The lower defect density at the NiOx/MeO-4PADBC interface helped improve photovoltaic performance. The consistency between quasi-Fermi level splitting and open circuit voltage values indicated continuous spatial energy levels in the device enabled by the hole extraction layer, resulting in high extraction efficiency. The open circuit voltage of the 1.53 eV device reached 95% of its theoretical value, demonstrating the NiOx/MeO-4PADBC layer effectively reduced interfacial voltage losses and achieved highly efficient carrier extraction.
In summary, with NiOx/MeO-4PADBC as the hole extraction layer, perovskite solar cells with different bandgaps all achieved relatively high power conversion efficiencies. Interface quality optimization was the key mechanism.
Figure 2 Photovoltaic performance of PSCs with different HSLs.
PSC Stability Research
Researchers used Kelvin probe force microscopy to test the interaction between the self-assembled monolayer MeO-4PADBC and ITO and NiOx substrates under heated conditions. Changes in the contact potential distribution indicated that the interfacial binding force of NiOx/MeO-4PADBC was superior to ITO/MeO-4PADBC.
Density functional theory calculations found that at room temperature, the binding energy between MeO-4PADBC and NiOx was -22.4eV, higher than that with ITO (-16.7eV). When the temperature rose to 340K, the binding energy between MeO-4PADBC and ITO decreased significantly to -11.6eV, while that between MeO-4PADBC and NiOx changed relatively little (-20.3eV), maintaining higher stability.
In accelerated thermal aging experiments, the cell based on NiOx/MeO-4PADBC maintained 90% efficiency after operating at 65°C for 1200 hours. Meanwhile, the cell based on MeO-4PADBC only maintained 65% efficiency.

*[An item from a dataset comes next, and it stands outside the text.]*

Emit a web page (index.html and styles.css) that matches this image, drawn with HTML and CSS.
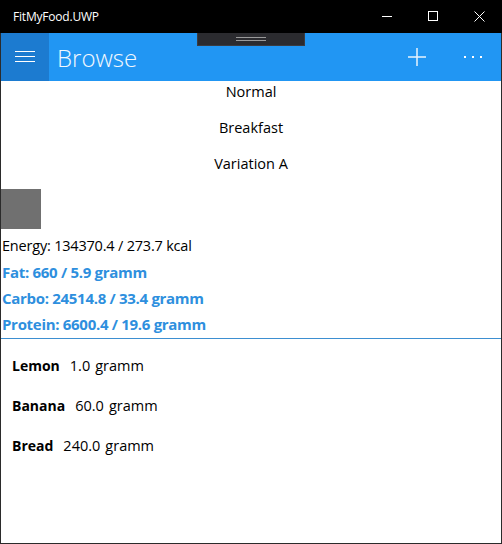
FILE: index.html
```html
<!DOCTYPE html>
<html>
<head>
<meta charset="utf-8">
<link rel="stylesheet" href="styles.css">
</head>
<body>
<div class="window">
  <div class="titlebar">
    <span class="title">FitMyFood.UWP</span>
    <div class="controls">
      <span class="ctl"><svg width="10" height="10" viewBox="0 0 10 10"><path d="M0 5.5H10" stroke="#fff" stroke-width="1"/></svg></span>
      <span class="ctl"><svg width="10" height="10" viewBox="0 0 10 10"><rect x="0.5" y="0.5" width="9" height="9" fill="none" stroke="#fff" stroke-width="1"/></svg></span>
      <span class="ctl"><svg width="11" height="11" viewBox="0 0 11 11"><path d="M0.5 0.5L10.5 10.5M10.5 0.5L0.5 10.5" stroke="#fff" stroke-width="1"/></svg></span>
    </div>
  </div>
  <div class="appbar">
    <div class="hamburger">
      <svg width="20" height="12" viewBox="0 0 20 12"><path d="M0 0.5H20M0 5.5H20M0 10.5H20" stroke="#fff" stroke-width="1"/></svg>
    </div>
    <div class="page-title">Browse</div>
    <div class="actions">
      <span class="act plus"><svg width="18" height="18" viewBox="0 0 18 18"><path d="M9 0V18M0 9H18" stroke="#e8f3fd" stroke-width="1.5"/></svg></span>
      <span class="act more"><svg width="18" height="4" viewBox="0 0 18 4"><rect x="0" y="1" width="2" height="2" fill="#fff"/><rect x="8" y="1" width="2" height="2" fill="#fff"/><rect x="16" y="1" width="2" height="2" fill="#fff"/></svg></span>
    </div>
    <div class="grip"><span class="grip-lines"></span></div>
  </div>
  <div class="content">
    <div class="centered">
      <div class="cline">Normal</div>
      <div class="cline">Breakfast</div>
      <div class="cline">Variation A</div>
    </div>
    <div class="thumb"></div>
    <div class="stats">
      <div class="stat">Energy: 134370.4 / 273.7 kcal</div>
      <div class="stat accent">Fat: 660 / 5.9 gramm</div>
      <div class="stat accent">Carbo: 24514.8 / 33.4 gramm</div>
      <div class="stat accent">Protein: 6600.4 / 19.6 gramm</div>
    </div>
    <div class="divider"></div>
    <div class="list">
      <div class="item"><span class="name">Lemon</span><span class="amt">1.0</span><span class="unit">gramm</span></div>
      <div class="item"><span class="name">Banana</span><span class="amt">60.0</span><span class="unit">gramm</span></div>
      <div class="item"><span class="name">Bread</span><span class="amt">240.0</span><span class="unit">gramm</span></div>
    </div>
  </div>
</div>
</body>
</html>
```
FILE: styles.css
```css
* { box-sizing: border-box; }
html, body { margin: 0; padding: 0; }
body {
  width: 502px;
  height: 544px;
  overflow: hidden;
  font-family: "Open Sans", "Noto Sans", sans-serif;
  background: #fff;
}
.window {
  width: 502px;
  height: 544px;
  border: 1px solid #2b2b2b;
  border-top: none;
  display: flex;
  flex-direction: column;
  background: #fff;
}
.titlebar {
  height: 33px;
  flex: none;
  background: #000;
  margin: 0 -1px;
  display: flex;
  align-items: center;
  justify-content: space-between;
  color: #fff;
}
.title {
  font-size: 12px;
  padding-left: 13px;
  letter-spacing: -0.2px;
  margin-top: -1px;
}
.controls {
  display: flex;
  height: 100%;
}
.ctl {
  width: 46px;
  height: 100%;
  display: flex;
  align-items: center;
  justify-content: center;
  padding-bottom: 1px;
}
.appbar {
  height: 48px;
  flex: none;
  background: #2196f3;
  display: flex;
  align-items: center;
  position: relative;
}
.hamburger {
  width: 48px;
  height: 100%;
  background: #1c7bd0;
  display: flex;
  align-items: center;
  justify-content: center;
}
.page-title {
  color: #f2f8fe;
  font-size: 24px;
  font-weight: 300;
  margin-left: 8px;
  margin-top: 0;
  flex: 1;
}
.actions {
  display: flex;
  height: 100%;
  align-items: center;
}
.act {
  height: 100%;
  display: flex;
  align-items: center;
  justify-content: center;
}
.plus { width: 56px; }
.more { width: 56px; }
.grip {
  position: absolute;
  left: 196px;
  top: 0;
  width: 108px;
  height: 13px;
  background: #2b2b2f;
  border: 1px solid #3b3b40;
  border-top: none;
  display: flex;
  justify-content: center;
  align-items: center;
}
.grip-lines {
  width: 30px;
  height: 4px;
  border-top: 1px solid #9a9a9a;
  border-bottom: 1px solid #9a9a9a;
}
.content {
  flex: 1;
  color: #000;
  font-size: 14.5px;
  padding-top: 1px;
}
.centered {
  display: flex;
  flex-direction: column;
  align-items: center;
  gap: 16px;
}
.cline {
  line-height: 20px;
  height: 20px;
}
.thumb {
  width: 40px;
  height: 40px;
  background: #707070;
  margin-top: 15px;
}
.stats {
  margin-top: 7px;
  display: flex;
  flex-direction: column;
  gap: 6px;
  padding-left: 1px;
}
.stat {
  line-height: 20px;
  height: 20px;
  letter-spacing: -0.2px;
}
.accent {
  color: #2e8fde;
  font-weight: 700;
  font-size: 15px;
  letter-spacing: -0.3px;
}
.divider {
  height: 1px;
  background: #3d8fd1;
  margin-top: 4px;
}
.list {
  display: flex;
  flex-direction: column;
  gap: 20px;
  padding: 17px 0 0 11px;
}
.item {
  line-height: 20px;
  height: 20px;
  display: flex;
}
.name {
  font-weight: 700;
  font-size: 14px;
  margin-right: 10px;
}
.unit {
  margin-left: 5px;
}
```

The activation energy for degradation of the NiOx/MeO-4PADBC cell was about 0.389eV, nearly triple that of the MeO-4PADBC cell at 0.150eV, indicating superior thermal stability of NiOx/MeO-4PADBC.
Figure 3 PSC degradation mechanism analysis
Figure 4 Long-term stability evaluation of PSCs at different temperatures.
Summary and Outlook
In summary, the teams of Prof. Zonglong Zhu at City University of Hong Kong and Prof. Zhongan Li at Huazhong University of Science and Technology designed and demonstrated a highly efficient and stable hole selective layer material MeO-4PADBC. Its thermal stability was significantly enhanced, making it highly suitable for inverted perovskite solar cells. The molecular structure of MeO-4PADBC was optimized to have a moderate dipole moment and good contact with the perovskite, achieving ideal energy level alignment and rapid hole extraction, enhancing device efficiency and stability. Additionally, anchoring MeO-4PADBC on NiOx enhanced chemical bonding, effectively reducing interfacial voltage losses and improving thermal stability. This study provides theoretical guidance for designing efficient and stable hole selective layer materials, and paves the way for practical applications of perovskite solar cells.